Many tooth whitening treatments suggest the use of a light source, as it is believed to help improve the overall result.
However, a recent study in the Journal of Photochemical and Photobiological Sciences (Jan 16, 2009) argues that ultraviolet (UV) light not only doesn’t enhance teeth whitening, it can actually be dangerous to patients and dentists who are exposed to it.
UV light is claimed by most manufacturers to improve whitening efficiency. But Ellen Bruzell, Ph.D., of the Nordic Institute of Dental Materials said her team’s research found no evidence to support this claim and that, in fact, UV light-assisted teeth whitening can damage skin and eyes up to four times more than sunbathing.
The study conducted compared teeth whitened with UV light according to the manufacturers recommendations, vs teeth whitened without irradiation. Seven different light whitening systems were evaluated.
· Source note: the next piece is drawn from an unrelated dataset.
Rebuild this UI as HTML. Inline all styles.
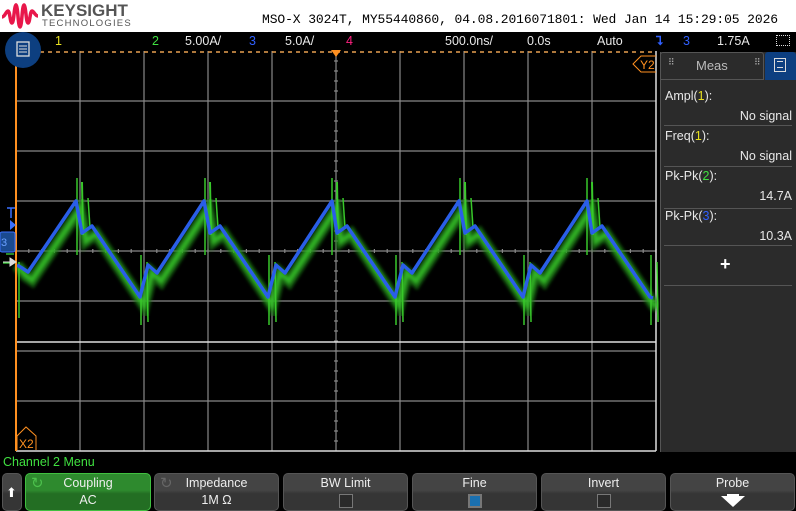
<!DOCTYPE html>
<html><head><meta charset="utf-8"><style>
*{margin:0;padding:0;box-sizing:border-box}
body{width:796px;height:511px;background:#000;overflow:hidden;font-family:"Liberation Sans",sans-serif;position:relative}
.a{position:absolute;white-space:nowrap}
.st{font-size:12.5px;color:#e8e8e8;top:34px}
.mono{font-family:"Liberation Mono",monospace}
.mi{position:absolute;left:665px;font-size:12.5px;color:#e8e8e8}
.mv{position:absolute;right:4px;font-size:12.5px;color:#e8e8e8}
.sep{position:absolute;left:664px;width:128px;height:1px;background:#555}
.sk{position:absolute;top:473px;height:38px;border:1px solid #555;border-radius:5px;background:linear-gradient(#444 0,#444 45%,#353535 55%,#353535 100%);color:#eee;font-size:12.5px;text-align:center}
.sk .t{position:absolute;top:2px;width:100%}
.sk .b{position:absolute;top:19px;width:100%}
.cb{position:absolute;left:50%;margin-left:-7px;top:20px;width:14px;height:14px;border:1px solid #777;background:#2a2a2a}
</style></head><body>
<div class="a" style="left:0;top:0;width:796px;height:32px;background:#fff"></div>
<svg class="a" style="left:2px;top:3px" width="36" height="26" viewBox="0 0 36 26"><path d="M0 14 C3 14 4 8 6 8 C8 8 8 20 10 20 C12 20 12 3 14 2 C16 3 16 24 18 24 C20 24 20 2 22 2 C24 3 24 20 26 20 C28 20 28 8 30 8 C32 8 33 13 36 13" fill="none" stroke="#e8174a" stroke-width="3.5"/></svg>
<div class="a" style="left:41px;top:1px;font-size:17px;font-weight:bold;color:#555">KEYSIGHT</div>
<div class="a" style="left:42px;top:18px;font-size:9.5px;color:#555;letter-spacing:1.2px">TECHNOLOGIES</div>
<div class="a mono" style="left:262px;top:12px;font-size:13px;color:#000;letter-spacing:-0.1px">MSO-X 3024T, MY55440860, 04.08.2016071801: Wed Jan 14 15:29:05 2026</div>

<div class="a st" style="left:55px;color:#e8e020">1</div>
<div class="a st" style="left:152px;color:#40e040">2</div>
<div class="a st" style="left:185px">5.00A/</div>
<div class="a st" style="left:249px;color:#3060ff">3</div>
<div class="a st" style="left:285px">5.0A/</div>
<div class="a st" style="left:346px;color:#ff2080">4</div>
<div class="a st" style="left:445px">500.0ns/</div>
<div class="a st" style="left:527px">0.0s</div>
<div class="a st" style="left:597px">Auto</div>
<div class="a st" style="left:656px;color:#3060ff;font-weight:bold">⮧</div>
<div class="a st" style="left:683px;color:#3060ff">3</div>
<div class="a st" style="left:717px">1.75A</div>
<div class="a" style="left:776px;top:35px;width:14px;height:11px;border:1px dotted #ddd"></div>

<svg class="a" style="left:0;top:0" width="796" height="511" id="sv">
<defs><filter id="bl"><feGaussianBlur stdDeviation="1.5"/></filter></defs>
<g id="grid" stroke="#888" stroke-width="1.2"></g>
<line x1="16" y1="342" x2="656" y2="342" stroke="#ddd" stroke-width="1.5"/>
<line x1="16" y1="451" x2="656" y2="451" stroke="#ddd" stroke-width="1.5"/>
<line x1="16" y1="52" x2="656" y2="52" stroke="#e8a050" stroke-width="1.5" stroke-dasharray="4 4"/>
<line x1="656" y1="51" x2="656" y2="451" stroke="#ddd" stroke-width="1.5"/>
<g id="green"></g>
<path id="blue" fill="none" stroke="#2a5ee8" stroke-width="3.5" stroke-linejoin="round"/>
<line x1="16" y1="50" x2="16" y2="451" stroke="#ff9020" stroke-width="2"/>
<path d="M331 50 L341 50 L336 57Z" fill="#ff9020"/>
<path d="M656 56 L641 56 L633 64 L641 72 L656 72" fill="none" stroke="#ff9020"/>
<text x="640" y="69" font-family="Liberation Sans" font-size="12" fill="#ff9020">Y2</text>
<path d="M17 450 L17 436 L26 427 L36 436 L36 450" fill="none" stroke="#ff9020"/>
<text x="19" y="448" font-family="Liberation Sans" font-size="12" fill="#ff9020">X2</text>
<path d="M7 208 H15 M11 208 V218" stroke="#3a70ff" stroke-width="1.5"/>
<path d="M10 220 L16 225 L10 230Z" fill="#3a70ff"/>
<rect x="0" y="232" width="15" height="20" rx="2" fill="#1a4a90" stroke="#3a70ff"/>
<text x="1" y="246" font-family="Liberation Sans" font-size="11" fill="#6aa0ff">3</text>
<path d="M6 254 H14 M3 263 H12 L12 259" stroke="#40e040" stroke-width="1.2" fill="none"/>
<path d="M3 262 H10 M10 258 L16 262 L10 266Z" fill="#ddd" stroke="#ddd"/>
<circle cx="23" cy="50" r="18" fill="#0d3f80"/>
<rect x="17" y="42" width="12" height="14" fill="none" stroke="#ddd" stroke-width="1.3"/>
<path d="M19 46 H27 M19 49 H27 M19 52 H27" stroke="#ddd"/>
</svg>

<div class="a" style="left:660px;top:52px;width:136px;height:400px;background:#2b2b2b;border-left:1px solid #555"></div>
<div class="a" style="left:660px;top:52px;width:104px;height:28px;background:#2b2b2b;border:1px solid #555;border-radius:3px 3px 0 0"></div>
<div class="a" style="left:696px;top:58px;font-size:13px;color:#bbb">Meas</div>
<div class="a" style="left:668px;top:57px;font-size:9px;color:#aaa">⠿</div>
<div class="a" style="left:754px;top:57px;font-size:9px;color:#aaa">⠿</div>
<div class="a" style="left:765px;top:52px;width:31px;height:28px;background:#0d3f80;border-radius:3px 3px 0 0"></div>
<div class="a" style="left:774px;top:58px;width:12px;height:14px;border:1.3px solid #ddd"></div>
<div class="a" style="left:777px;top:61px;width:6px;height:7px;border-top:1px solid #ddd;border-bottom:1px solid #ddd"></div>
<div class="mi" style="top:89px">Ampl(<span style="color:#e8e020">1</span>):</div>
<div class="mv" style="top:109px">No signal</div><div class="sep" style="top:125px"></div>
<div class="mi" style="top:129px">Freq(<span style="color:#e8e020">1</span>):</div>
<div class="mv" style="top:149px">No signal</div><div class="sep" style="top:166px"></div>
<div class="mi" style="top:169px">Pk-Pk(<span style="color:#40e040">2</span>):</div>
<div class="mv" style="top:189px">14.7A</div><div class="sep" style="top:208px"></div>
<div class="mi" style="top:209px">Pk-Pk(<span style="color:#3060ff">3</span>):</div>
<div class="mv" style="top:229px">10.3A</div><div class="sep" style="top:245px"></div>
<div class="a" style="left:720px;top:254px;font-size:18px;font-weight:bold;color:#fff">+</div>
<div class="sep" style="top:285px"></div>

<div class="a" style="left:3px;top:455px;font-size:12.5px;color:#40e040">Channel 2 Menu</div>
<div class="sk" style="left:2px;width:20px"><div style="position:absolute;top:11px;left:3px;color:#fff;font-size:13px">⬆</div></div>
<div class="sk" style="left:25px;width:126px;background:linear-gradient(#2e8a2e 0,#2e8a2e 45%,#236e23 55%,#236e23 100%);border-color:#40c040"><div style="position:absolute;left:5px;top:0;color:#4cc04c;font-size:15px">↻</div><div class="t">Coupling</div><div class="b">AC</div></div>
<div class="sk" style="left:154px;width:125px"><div style="position:absolute;left:5px;top:0;color:#666;font-size:15px">↻</div><div class="t">Impedance</div><div class="b">1M Ω</div></div>
<div class="sk" style="left:283px;width:125px"><div class="t">BW Limit</div><div class="cb"></div></div>
<div class="sk" style="left:412px;width:125px"><div class="t">Fine</div><div class="cb" style="background:#1a70b0;border:2px solid #777"></div></div>
<div class="sk" style="left:541px;width:125px"><div class="t">Invert</div><div class="cb"></div></div>
<div class="sk" style="left:670px;width:125px"><div class="t">Probe</div><div style="position:absolute;left:50%;margin-left:-12px;top:22px;width:0;height:0;border-left:12px solid transparent;border-right:12px solid transparent;border-top:11px solid #fff"></div><div style="position:absolute;left:50%;margin-left:-6px;top:20px;width:12px;height:4px;background:#fff"></div></div>

<script>
var NS="http://www.w3.org/2000/svg",g=document.getElementById("grid");
function ln(p,x1,y1,x2,y2,c,w){var l=document.createElementNS(NS,"line");l.setAttribute("x1",x1);l.setAttribute("y1",y1);l.setAttribute("x2",x2);l.setAttribute("y2",y2);if(c)l.setAttribute("stroke",c);if(w)l.setAttribute("stroke-width",w);p.appendChild(l);return l;}
for(var x=80;x<656;x+=64)ln(g,x,51,x,451);
for(var y=101;y<451;y+=50)ln(g,16,y,656,y);
for(var x=16;x<656;x+=12.8)ln(g,x,249,x,253);
for(var y=51;y<451;y+=10)ln(g,334,y,338,y);
var pk=[76,204,331,459,586];
var d="M17 265 L22 268 L28 272 L76 201";
for(var i=0;i<pk.length;i++){var p=pk[i];var seg=[[p+6,233],[p+16,226],[p+64,297],[p+72,265],[p+81,273],[p+128,201]];seg.forEach(function(q){if(q[0]<=653)d+=" L"+q[0]+" "+q[1];});}
d+=" L653 298";
document.getElementById("blue").setAttribute("d",d);
var gr=document.getElementById("green");
var gp=document.createElementNS(NS,"path");
var d2=d.replace(/L(\d+) (\d+)/g,function(m,a,b){return "L"+(+a+4)+" "+(+b+8);});
gp.setAttribute("d",d2);gp.setAttribute("fill","none");gp.setAttribute("stroke","#1e7a18");gp.setAttribute("stroke-width","12");gp.setAttribute("opacity","0.75");gp.setAttribute("filter","url(#bl)");gr.appendChild(gp);
var gp2=gp.cloneNode();gp2.setAttribute("stroke","#38c82a");gp2.setAttribute("stroke-width","5");gp2.setAttribute("opacity","0.8");gr.appendChild(gp2);
pk.forEach(function(p){
 if(p+2<656){ln(gr,p+1,178,p+1,255,"#38c82a",1.5);ln(gr,p+6,182,p+7,235,"#38c82a",2);ln(gr,p+12,198,p+14,228,"#38c82a",1.5);}
 var t=p+64;if(t<656){ln(gr,t+1,255,t+1,325,"#38c82a",1.5);ln(gr,t+7,262,t+8,322,"#38c82a",1.5);}
});
ln(gr,19,262,19,318,"#38c82a",1.5);
</script>
</body></html>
The whitening effect for both groups was measured immediately after treatment and one week later. The study showed that one week after whitening, there was no significant difference between those teeth whitened with a light source and those whitened without irradiation. Much of the difference seen in office whitening done with a light source vs in office whitening done with a stronger solution is the result of dehydration, and once the teeth re-hydrate, there is little difference.
This study suggests that light-assisted whitening is a waste of time and money. In addition they conclude that “the use of optical radiation in tooth whitening poses a health risk to the client and violates radiation protection regulations”. Therefore they advise against light-assisted tooth whitening.
In-office whitening can still produce faster results than the take-home whitening kits available, but it relies on a stronger solution to speed up the whitening process, not a UV light. Because of the strength of the solution, direct dental supervision is required and therefore the procedure must be completed in a dental office.